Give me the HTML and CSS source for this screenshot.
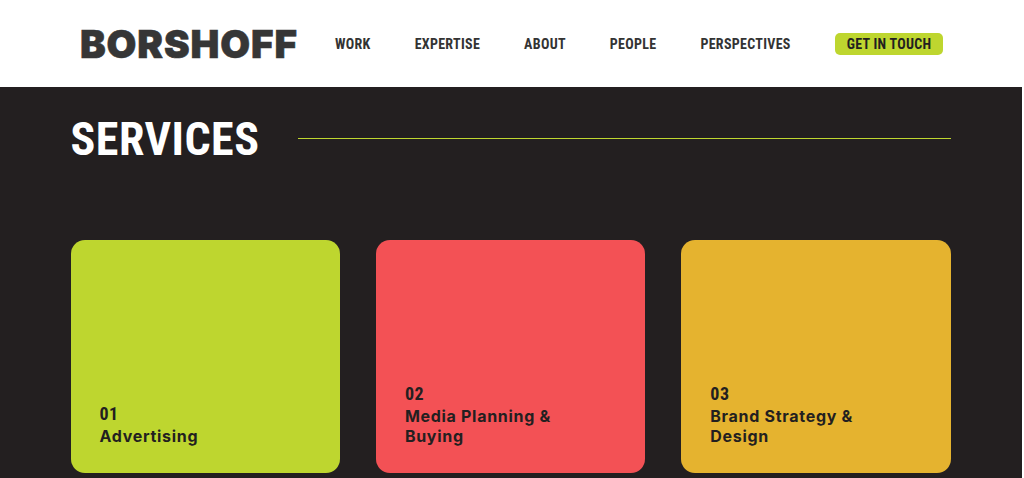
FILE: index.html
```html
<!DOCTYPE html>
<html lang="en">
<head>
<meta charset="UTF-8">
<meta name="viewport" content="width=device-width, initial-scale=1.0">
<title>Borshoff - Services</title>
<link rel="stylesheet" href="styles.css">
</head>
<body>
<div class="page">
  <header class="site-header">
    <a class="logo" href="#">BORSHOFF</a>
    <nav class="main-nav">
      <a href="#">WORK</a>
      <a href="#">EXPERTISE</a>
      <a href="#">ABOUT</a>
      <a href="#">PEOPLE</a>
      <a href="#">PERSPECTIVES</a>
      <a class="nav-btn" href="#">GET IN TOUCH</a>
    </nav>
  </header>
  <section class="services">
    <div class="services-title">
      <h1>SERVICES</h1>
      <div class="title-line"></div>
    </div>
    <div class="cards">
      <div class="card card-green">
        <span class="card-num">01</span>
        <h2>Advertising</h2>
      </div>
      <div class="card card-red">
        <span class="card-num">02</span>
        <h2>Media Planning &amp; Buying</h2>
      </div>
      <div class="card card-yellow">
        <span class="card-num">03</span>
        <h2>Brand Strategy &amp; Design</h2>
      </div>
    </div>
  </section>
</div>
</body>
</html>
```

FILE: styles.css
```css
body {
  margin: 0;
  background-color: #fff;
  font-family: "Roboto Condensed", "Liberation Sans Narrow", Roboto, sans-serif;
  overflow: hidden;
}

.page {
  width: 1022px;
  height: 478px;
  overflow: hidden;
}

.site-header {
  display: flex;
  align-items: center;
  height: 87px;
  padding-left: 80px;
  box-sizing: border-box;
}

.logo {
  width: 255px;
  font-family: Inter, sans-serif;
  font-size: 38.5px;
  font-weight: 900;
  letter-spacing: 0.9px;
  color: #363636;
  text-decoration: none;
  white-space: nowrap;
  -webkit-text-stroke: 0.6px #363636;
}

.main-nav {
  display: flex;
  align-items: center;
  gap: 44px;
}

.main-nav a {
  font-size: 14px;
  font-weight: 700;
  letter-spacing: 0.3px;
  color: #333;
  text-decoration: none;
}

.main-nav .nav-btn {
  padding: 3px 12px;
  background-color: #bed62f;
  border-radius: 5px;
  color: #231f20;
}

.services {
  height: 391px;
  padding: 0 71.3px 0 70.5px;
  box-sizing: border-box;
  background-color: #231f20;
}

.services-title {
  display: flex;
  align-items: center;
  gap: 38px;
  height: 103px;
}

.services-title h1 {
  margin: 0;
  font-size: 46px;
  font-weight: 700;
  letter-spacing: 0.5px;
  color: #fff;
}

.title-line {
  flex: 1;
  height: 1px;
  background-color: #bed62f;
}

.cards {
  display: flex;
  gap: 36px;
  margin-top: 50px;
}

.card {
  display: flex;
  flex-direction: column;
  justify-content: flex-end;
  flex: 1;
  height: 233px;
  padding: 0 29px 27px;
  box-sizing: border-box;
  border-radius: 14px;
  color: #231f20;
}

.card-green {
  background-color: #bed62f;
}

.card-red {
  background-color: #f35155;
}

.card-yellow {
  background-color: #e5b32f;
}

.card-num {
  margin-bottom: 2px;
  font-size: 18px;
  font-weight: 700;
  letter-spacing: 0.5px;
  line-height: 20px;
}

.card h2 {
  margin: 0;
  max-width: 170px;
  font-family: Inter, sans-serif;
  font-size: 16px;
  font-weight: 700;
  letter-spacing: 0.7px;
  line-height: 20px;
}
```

═══

What needs to be done
Please set down each line of the data above exactly as written, without the pictures.

The solution
Give me the HTML and CSS source for this screenshot.
FILE: index.html
```html
<!DOCTYPE html>
<html lang="en">
<head>
<meta charset="UTF-8">
<meta name="viewport" content="width=device-width, initial-scale=1.0">
<title>Borshoff - Services</title>
<link rel="stylesheet" href="styles.css">
</head>
<body>
<div class="page">
  <header class="site-header">
    <a class="logo" href="#">BORSHOFF</a>
    <nav class="main-nav">
      <a href="#">WORK</a>
      <a href="#">EXPERTISE</a>
      <a href="#">ABOUT</a>
      <a href="#">PEOPLE</a>
      <a href="#">PERSPECTIVES</a>
      <a class="nav-btn" href="#">GET IN TOUCH</a>
    </nav>
  </header>
  <section class="services">
    <div class="services-title">
      <h1>SERVICES</h1>
      <div class="title-line"></div>
    </div>
    <div class="cards">
      <div class="card card-green">
        <span class="card-num">01</span>
        <h2>Advertising</h2>
      </div>
      <div class="card card-red">
        <span class="card-num">02</span>
        <h2>Media Planning &amp; Buying</h2>
      </div>
      <div class="card card-yellow">
        <span class="card-num">03</span>
        <h2>Brand Strategy &amp; Design</h2>
      </div>
    </div>
  </section>
</div>
</body>
</html>
```

FILE: styles.css
```css
body {
  margin: 0;
  background-color: #fff;
  font-family: "Roboto Condensed", "Liberation Sans Narrow", Roboto, sans-serif;
  overflow: hidden;
}

.page {
  width: 1022px;
  height: 478px;
  overflow: hidden;
}

.site-header {
  display: flex;
  align-items: center;
  height: 87px;
  padding-left: 80px;
  box-sizing: border-box;
}

.logo {
  width: 255px;
  font-family: Inter, sans-serif;
  font-size: 38.5px;
  font-weight: 900;
  letter-spacing: 0.9px;
  color: #363636;
  text-decoration: none;
  white-space: nowrap;
  -webkit-text-stroke: 0.6px #363636;
}

.main-nav {
  display: flex;
  align-items: center;
  gap: 44px;
}

.main-nav a {
  font-size: 14px;
  font-weight: 700;
  letter-spacing: 0.3px;
  color: #333;
  text-decoration: none;
}

.main-nav .nav-btn {
  padding: 3px 12px;
  background-color: #bed62f;
  border-radius: 5px;
  color: #231f20;
}

.services {
  height: 391px;
  padding: 0 71.3px 0 70.5px;
  box-sizing: border-box;
  background-color: #231f20;
}

.services-title {
  display: flex;
  align-items: center;
  gap: 38px;
  height: 103px;
}

.services-title h1 {
  margin: 0;
  font-size: 46px;
  font-weight: 700;
  letter-spacing: 0.5px;
  color: #fff;
}

.title-line {
  flex: 1;
  height: 1px;
  background-color: #bed62f;
}

.cards {
  display: flex;
  gap: 36px;
  margin-top: 50px;
}

.card {
  display: flex;
  flex-direction: column;
  justify-content: flex-end;
  flex: 1;
  height: 233px;
  padding: 0 29px 27px;
  box-sizing: border-box;
  border-radius: 14px;
  color: #231f20;
}

.card-green {
  background-color: #bed62f;
}

.card-red {
  background-color: #f35155;
}

.card-yellow {
  background-color: #e5b32f;
}

.card-num {
  margin-bottom: 2px;
  font-size: 18px;
  font-weight: 700;
  letter-spacing: 0.5px;
  line-height: 20px;
}

.card h2 {
  margin: 0;
  max-width: 170px;
  font-family: Inter, sans-serif;
  font-size: 16px;
  font-weight: 700;
  letter-spacing: 0.7px;
  line-height: 20px;
}
```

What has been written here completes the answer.